Supplied information
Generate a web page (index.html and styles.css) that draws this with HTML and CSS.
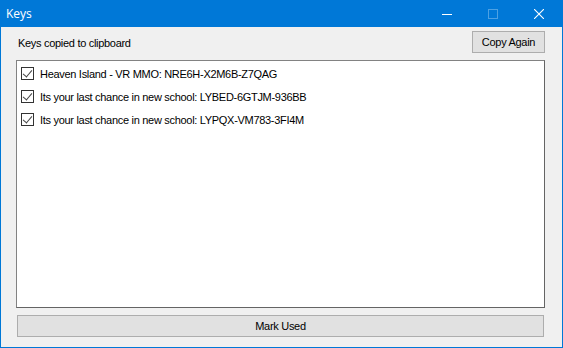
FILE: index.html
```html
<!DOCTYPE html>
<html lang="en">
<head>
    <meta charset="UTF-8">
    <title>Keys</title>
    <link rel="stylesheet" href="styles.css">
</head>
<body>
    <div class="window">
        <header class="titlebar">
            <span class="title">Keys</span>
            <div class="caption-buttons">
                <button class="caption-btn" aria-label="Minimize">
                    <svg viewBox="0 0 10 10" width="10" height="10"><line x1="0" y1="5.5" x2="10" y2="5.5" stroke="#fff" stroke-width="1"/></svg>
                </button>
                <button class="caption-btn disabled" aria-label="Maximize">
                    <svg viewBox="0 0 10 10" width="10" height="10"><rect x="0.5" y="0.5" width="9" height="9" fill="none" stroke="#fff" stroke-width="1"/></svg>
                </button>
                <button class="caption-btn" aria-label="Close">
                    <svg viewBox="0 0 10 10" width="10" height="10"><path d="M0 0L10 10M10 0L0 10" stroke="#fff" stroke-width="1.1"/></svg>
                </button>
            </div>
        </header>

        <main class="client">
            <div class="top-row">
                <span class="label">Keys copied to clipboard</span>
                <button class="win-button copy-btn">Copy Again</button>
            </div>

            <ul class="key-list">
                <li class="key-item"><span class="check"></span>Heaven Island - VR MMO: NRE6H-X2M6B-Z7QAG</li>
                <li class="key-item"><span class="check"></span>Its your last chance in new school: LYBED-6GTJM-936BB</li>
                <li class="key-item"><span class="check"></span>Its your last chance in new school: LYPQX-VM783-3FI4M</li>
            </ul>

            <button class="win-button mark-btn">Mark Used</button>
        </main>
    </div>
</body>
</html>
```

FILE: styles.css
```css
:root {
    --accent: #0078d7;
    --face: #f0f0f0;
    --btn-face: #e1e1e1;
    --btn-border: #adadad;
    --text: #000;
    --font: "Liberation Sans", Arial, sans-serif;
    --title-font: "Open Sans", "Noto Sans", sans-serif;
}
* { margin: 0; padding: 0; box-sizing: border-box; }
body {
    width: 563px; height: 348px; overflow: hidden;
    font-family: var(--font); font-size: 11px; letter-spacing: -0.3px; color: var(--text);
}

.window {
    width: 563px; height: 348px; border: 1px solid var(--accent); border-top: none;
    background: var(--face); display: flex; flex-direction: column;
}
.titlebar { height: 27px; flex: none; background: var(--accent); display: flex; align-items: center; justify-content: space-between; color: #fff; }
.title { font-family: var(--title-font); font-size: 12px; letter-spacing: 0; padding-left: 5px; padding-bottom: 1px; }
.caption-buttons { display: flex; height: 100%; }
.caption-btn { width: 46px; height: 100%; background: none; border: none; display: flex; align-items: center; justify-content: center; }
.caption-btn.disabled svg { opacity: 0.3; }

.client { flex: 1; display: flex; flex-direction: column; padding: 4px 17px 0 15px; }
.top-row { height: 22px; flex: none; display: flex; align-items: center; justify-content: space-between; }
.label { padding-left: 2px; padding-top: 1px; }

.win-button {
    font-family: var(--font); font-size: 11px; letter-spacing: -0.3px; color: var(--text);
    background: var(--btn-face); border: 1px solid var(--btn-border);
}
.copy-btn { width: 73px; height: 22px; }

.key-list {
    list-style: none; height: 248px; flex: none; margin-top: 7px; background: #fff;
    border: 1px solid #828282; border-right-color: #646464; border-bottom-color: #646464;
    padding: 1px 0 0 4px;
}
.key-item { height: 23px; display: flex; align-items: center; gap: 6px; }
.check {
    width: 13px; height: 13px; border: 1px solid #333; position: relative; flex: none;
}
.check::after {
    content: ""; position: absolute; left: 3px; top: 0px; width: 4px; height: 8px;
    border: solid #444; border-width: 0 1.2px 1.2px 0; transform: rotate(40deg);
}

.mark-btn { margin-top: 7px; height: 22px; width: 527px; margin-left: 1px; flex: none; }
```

Set problem
Find every line holding the word "styles"; give their count and nothing else.

Output of the exercise
3